**INFORMATION SUPPLIED**
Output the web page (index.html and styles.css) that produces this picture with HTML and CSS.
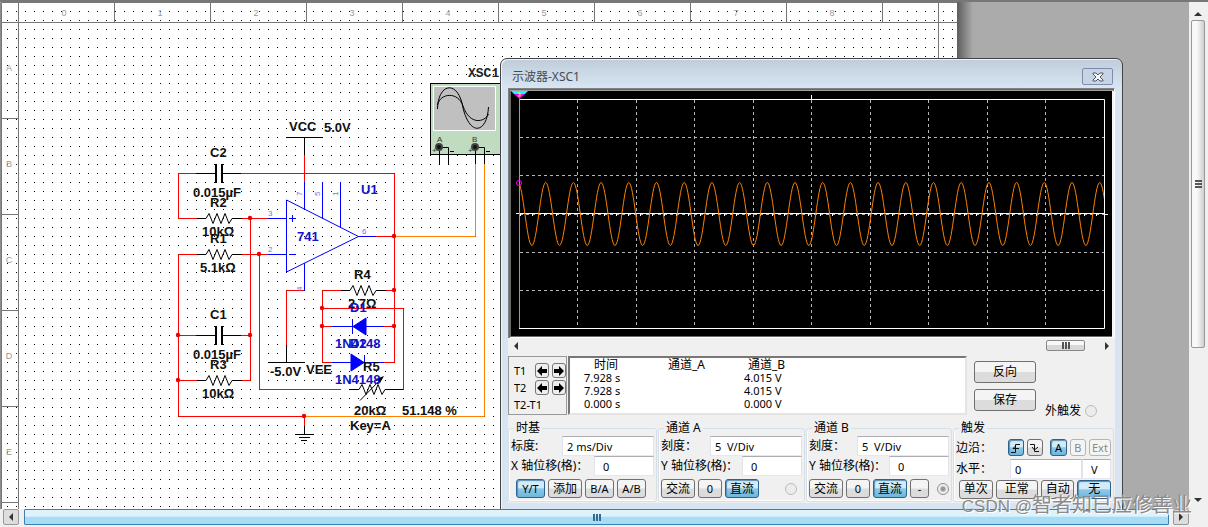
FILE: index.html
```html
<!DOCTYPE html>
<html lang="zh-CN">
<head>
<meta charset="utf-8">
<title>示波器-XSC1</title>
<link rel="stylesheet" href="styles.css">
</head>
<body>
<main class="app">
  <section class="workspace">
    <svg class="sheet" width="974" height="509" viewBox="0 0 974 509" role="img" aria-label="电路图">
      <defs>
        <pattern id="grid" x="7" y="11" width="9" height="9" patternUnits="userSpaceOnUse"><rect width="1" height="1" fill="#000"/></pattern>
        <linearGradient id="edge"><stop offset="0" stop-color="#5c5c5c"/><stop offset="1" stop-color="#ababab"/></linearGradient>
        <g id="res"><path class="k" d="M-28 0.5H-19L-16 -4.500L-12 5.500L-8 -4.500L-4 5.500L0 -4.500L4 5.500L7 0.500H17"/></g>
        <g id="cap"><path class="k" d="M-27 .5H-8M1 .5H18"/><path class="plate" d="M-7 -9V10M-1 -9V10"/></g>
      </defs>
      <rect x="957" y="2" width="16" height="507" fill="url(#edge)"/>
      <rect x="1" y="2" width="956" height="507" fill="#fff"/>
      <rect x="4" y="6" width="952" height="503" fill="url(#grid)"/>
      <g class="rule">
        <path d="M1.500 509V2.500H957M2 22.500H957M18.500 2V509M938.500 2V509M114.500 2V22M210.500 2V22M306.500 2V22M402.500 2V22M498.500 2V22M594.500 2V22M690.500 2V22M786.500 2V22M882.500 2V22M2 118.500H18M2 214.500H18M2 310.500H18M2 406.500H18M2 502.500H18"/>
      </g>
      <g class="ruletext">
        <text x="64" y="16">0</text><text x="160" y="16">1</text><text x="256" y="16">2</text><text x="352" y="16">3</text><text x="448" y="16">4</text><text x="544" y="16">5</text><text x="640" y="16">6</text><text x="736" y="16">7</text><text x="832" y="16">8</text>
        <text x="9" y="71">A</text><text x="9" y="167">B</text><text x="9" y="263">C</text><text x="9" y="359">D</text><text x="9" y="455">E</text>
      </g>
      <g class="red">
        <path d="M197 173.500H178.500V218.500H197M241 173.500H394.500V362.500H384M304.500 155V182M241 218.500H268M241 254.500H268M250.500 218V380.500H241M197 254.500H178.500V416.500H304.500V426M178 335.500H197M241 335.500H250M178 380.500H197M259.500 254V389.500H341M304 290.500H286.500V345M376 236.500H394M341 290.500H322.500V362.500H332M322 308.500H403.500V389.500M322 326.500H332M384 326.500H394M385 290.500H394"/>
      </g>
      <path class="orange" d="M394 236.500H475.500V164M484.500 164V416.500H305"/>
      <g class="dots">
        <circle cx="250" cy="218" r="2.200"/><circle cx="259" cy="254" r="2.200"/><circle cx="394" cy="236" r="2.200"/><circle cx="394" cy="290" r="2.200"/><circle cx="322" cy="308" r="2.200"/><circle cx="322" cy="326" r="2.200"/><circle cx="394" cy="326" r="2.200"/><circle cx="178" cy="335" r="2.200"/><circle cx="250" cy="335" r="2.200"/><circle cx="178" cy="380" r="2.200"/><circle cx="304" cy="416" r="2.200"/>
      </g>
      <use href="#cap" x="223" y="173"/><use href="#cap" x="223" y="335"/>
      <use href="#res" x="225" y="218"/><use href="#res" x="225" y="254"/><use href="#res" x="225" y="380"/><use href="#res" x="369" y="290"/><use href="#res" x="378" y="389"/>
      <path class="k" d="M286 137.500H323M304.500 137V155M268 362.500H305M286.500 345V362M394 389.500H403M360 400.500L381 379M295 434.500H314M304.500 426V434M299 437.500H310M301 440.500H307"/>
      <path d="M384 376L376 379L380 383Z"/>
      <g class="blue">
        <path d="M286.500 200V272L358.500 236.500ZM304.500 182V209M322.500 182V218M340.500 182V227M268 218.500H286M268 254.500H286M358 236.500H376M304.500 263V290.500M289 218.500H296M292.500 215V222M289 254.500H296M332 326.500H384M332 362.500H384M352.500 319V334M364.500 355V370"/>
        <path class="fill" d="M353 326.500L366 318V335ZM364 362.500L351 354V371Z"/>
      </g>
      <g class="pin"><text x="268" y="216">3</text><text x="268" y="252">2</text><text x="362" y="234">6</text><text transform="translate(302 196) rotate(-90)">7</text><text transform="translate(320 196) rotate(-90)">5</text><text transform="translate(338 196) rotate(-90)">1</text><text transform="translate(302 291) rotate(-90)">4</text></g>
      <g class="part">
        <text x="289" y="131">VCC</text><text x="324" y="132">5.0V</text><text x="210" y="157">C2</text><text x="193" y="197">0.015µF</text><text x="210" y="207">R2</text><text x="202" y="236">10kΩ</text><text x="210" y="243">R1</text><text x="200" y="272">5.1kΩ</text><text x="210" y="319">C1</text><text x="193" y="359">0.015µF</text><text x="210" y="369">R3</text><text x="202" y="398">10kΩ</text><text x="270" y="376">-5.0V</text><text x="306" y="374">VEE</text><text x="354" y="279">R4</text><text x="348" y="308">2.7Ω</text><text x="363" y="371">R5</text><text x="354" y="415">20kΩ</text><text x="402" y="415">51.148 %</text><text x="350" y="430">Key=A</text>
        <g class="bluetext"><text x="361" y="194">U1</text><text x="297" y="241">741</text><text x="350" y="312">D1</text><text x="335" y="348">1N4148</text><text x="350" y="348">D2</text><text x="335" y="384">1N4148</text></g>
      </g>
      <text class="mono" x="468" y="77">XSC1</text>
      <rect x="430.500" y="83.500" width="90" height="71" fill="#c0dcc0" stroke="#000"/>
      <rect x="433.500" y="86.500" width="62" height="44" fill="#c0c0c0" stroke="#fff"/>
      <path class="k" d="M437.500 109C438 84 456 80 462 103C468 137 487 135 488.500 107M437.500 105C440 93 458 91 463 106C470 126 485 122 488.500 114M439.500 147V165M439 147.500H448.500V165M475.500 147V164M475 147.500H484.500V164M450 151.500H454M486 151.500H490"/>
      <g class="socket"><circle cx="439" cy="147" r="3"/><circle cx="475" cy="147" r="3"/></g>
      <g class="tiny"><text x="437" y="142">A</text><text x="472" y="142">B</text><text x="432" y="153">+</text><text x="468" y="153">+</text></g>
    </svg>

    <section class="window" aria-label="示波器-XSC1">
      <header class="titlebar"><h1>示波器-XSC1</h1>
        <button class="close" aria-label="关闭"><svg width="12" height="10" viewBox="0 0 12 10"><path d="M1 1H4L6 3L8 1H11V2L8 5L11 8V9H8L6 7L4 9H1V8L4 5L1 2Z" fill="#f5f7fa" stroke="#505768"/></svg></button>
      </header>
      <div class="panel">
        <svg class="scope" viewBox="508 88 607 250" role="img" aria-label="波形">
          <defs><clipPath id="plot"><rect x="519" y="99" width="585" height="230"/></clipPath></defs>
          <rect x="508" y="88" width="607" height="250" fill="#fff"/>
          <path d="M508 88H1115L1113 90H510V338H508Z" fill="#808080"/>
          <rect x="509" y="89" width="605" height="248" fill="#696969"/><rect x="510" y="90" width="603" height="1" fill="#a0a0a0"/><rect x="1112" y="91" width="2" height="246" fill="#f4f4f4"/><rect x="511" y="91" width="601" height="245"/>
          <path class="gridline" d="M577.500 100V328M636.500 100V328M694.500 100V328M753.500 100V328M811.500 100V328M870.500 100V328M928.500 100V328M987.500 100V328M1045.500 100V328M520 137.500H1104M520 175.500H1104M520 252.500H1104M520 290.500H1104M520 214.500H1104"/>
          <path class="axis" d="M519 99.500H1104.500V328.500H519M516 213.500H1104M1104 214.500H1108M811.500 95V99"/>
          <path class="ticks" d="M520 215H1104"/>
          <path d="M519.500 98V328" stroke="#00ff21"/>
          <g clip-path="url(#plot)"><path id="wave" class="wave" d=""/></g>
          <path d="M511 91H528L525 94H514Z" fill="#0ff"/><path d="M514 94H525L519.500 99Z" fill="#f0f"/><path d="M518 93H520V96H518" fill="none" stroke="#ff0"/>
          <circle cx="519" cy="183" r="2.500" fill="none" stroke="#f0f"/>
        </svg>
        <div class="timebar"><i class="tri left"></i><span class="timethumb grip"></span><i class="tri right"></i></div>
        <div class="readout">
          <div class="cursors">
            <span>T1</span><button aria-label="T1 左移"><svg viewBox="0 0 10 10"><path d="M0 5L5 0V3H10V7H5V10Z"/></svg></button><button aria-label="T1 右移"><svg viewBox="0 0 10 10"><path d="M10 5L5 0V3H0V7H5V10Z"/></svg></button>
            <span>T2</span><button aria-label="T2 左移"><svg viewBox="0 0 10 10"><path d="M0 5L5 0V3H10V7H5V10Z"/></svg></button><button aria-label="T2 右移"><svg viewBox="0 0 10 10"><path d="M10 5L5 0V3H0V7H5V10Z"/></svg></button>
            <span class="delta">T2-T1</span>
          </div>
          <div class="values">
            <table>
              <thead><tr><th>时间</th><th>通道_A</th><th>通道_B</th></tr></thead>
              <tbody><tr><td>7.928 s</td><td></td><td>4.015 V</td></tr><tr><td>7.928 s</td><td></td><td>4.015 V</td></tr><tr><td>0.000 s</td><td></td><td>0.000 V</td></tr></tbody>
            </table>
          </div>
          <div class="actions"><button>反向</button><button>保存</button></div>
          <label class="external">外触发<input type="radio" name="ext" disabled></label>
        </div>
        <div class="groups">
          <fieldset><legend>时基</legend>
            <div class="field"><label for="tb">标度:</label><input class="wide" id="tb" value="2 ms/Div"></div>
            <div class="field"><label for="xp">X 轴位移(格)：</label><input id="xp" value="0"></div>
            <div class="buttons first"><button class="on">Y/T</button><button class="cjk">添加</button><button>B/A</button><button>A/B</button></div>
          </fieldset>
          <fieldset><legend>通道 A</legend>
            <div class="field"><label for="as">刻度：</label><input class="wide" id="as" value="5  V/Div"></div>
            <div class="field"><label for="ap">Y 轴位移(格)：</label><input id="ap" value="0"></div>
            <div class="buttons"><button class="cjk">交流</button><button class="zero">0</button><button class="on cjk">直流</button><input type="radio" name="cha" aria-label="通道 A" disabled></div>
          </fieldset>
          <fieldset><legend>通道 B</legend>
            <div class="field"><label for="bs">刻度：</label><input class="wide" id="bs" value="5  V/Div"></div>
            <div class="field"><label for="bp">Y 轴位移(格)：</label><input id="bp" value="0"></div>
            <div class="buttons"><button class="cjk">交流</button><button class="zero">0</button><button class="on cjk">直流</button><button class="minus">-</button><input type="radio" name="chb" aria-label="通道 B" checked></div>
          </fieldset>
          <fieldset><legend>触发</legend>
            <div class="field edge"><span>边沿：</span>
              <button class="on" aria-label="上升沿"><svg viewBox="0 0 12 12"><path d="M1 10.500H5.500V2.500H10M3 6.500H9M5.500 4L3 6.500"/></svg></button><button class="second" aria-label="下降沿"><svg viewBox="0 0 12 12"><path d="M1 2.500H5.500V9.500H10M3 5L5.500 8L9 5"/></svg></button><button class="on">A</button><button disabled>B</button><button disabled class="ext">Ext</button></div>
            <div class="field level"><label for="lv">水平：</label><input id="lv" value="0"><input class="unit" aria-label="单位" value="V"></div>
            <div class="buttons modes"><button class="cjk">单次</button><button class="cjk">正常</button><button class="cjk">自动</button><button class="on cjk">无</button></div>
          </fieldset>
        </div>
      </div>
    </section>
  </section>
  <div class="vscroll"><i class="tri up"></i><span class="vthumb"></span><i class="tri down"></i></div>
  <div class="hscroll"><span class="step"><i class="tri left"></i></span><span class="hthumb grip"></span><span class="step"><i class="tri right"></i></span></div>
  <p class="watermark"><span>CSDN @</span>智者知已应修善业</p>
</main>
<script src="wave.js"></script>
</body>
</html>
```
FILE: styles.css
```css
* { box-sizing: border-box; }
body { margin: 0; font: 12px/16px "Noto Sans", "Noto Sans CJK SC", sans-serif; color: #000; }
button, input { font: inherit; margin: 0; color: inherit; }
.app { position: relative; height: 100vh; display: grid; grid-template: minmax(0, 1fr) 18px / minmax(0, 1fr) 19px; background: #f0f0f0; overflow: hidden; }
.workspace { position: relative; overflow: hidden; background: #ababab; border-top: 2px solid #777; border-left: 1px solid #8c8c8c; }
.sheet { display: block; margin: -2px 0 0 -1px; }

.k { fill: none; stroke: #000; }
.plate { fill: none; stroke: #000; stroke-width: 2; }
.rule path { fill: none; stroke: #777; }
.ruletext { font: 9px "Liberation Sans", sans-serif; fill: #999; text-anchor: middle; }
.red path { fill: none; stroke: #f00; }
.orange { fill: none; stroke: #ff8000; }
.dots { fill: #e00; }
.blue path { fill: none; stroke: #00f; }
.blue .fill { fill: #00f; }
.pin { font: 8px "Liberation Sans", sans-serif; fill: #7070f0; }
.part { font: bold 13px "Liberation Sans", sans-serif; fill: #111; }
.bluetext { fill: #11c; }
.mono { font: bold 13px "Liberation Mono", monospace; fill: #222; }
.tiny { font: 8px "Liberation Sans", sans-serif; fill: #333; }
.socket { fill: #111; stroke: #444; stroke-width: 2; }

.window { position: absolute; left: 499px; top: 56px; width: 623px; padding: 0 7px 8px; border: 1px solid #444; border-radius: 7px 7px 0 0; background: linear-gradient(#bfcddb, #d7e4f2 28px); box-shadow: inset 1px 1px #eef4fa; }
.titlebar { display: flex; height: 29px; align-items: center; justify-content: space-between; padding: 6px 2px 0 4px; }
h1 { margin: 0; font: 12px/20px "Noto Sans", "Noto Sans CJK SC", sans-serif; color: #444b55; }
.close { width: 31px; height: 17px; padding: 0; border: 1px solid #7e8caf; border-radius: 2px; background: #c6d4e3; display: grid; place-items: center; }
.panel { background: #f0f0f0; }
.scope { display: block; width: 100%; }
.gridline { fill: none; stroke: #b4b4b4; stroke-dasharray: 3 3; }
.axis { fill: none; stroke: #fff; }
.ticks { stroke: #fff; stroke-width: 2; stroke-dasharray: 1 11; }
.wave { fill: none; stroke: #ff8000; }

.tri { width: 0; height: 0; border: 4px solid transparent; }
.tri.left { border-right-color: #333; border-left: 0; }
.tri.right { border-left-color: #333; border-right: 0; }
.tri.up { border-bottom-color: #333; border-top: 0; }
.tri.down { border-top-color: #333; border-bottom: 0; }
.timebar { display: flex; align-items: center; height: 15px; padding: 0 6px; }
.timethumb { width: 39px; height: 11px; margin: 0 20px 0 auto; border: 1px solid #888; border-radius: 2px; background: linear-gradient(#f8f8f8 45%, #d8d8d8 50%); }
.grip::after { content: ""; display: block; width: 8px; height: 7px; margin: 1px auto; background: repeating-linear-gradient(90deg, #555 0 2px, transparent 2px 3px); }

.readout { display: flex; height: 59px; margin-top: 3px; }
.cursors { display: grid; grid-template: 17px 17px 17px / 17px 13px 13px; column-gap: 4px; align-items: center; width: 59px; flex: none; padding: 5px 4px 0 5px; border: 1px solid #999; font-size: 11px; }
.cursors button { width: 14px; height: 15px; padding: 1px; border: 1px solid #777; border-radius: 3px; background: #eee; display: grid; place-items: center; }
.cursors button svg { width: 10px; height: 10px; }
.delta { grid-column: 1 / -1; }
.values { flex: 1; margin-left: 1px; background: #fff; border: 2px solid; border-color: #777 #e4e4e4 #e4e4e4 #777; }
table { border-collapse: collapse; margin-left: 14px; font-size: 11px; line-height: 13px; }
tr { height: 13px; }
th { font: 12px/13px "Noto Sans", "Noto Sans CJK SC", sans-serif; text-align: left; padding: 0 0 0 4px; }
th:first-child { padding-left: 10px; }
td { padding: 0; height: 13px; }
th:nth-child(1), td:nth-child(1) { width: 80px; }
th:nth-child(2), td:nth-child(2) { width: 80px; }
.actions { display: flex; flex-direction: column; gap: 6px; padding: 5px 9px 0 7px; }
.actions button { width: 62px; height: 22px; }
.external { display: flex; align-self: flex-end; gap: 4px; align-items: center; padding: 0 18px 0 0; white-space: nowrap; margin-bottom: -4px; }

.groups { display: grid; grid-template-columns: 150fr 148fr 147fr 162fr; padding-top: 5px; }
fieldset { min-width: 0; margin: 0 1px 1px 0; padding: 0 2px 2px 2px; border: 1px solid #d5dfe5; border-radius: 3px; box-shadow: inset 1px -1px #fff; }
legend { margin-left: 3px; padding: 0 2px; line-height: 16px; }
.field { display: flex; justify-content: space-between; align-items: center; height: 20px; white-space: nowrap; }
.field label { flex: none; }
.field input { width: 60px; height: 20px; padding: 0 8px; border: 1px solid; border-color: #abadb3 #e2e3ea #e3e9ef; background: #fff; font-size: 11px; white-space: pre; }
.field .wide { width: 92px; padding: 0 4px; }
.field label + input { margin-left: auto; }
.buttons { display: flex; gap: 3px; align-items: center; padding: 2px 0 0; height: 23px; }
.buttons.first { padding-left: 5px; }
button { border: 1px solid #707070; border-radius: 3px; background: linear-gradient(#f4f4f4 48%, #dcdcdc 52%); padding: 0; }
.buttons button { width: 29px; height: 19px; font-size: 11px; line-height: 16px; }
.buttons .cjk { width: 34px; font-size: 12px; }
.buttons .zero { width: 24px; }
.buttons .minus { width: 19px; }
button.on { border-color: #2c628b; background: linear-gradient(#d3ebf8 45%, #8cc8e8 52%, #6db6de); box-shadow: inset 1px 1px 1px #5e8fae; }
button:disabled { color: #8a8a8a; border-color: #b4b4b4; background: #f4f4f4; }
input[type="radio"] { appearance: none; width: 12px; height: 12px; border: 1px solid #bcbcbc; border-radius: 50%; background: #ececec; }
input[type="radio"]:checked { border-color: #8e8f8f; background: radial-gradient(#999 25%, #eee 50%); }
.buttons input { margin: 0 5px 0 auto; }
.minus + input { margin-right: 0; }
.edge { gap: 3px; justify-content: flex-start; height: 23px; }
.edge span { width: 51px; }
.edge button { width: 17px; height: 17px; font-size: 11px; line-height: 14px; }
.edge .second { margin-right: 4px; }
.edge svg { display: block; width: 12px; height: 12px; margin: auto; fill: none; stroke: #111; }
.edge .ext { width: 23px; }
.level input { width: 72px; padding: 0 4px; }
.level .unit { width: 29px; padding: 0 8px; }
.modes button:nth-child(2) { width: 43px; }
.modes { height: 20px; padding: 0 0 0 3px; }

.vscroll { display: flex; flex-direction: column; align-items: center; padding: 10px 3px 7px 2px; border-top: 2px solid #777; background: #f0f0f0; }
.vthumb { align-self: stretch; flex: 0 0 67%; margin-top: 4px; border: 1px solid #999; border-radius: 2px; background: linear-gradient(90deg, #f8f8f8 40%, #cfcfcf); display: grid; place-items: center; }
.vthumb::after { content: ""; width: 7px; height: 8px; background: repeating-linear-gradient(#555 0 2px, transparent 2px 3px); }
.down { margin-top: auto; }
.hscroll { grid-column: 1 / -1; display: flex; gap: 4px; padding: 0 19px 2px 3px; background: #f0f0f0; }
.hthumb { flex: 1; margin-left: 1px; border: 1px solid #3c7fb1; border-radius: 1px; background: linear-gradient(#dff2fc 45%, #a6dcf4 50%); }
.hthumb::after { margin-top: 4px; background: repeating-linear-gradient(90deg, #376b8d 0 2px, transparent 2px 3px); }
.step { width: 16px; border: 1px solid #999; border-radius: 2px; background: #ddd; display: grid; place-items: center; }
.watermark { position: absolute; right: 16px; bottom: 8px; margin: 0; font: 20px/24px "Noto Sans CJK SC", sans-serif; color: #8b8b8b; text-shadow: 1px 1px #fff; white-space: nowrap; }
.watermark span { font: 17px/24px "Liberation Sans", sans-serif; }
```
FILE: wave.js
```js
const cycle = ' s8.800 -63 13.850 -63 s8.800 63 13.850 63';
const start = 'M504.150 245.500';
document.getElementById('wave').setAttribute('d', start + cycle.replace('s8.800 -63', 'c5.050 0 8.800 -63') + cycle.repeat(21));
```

**AIM**
What is the number of lines in the listing above that contain the string "styles"? Give only the number.

**FINISHED TASK**
3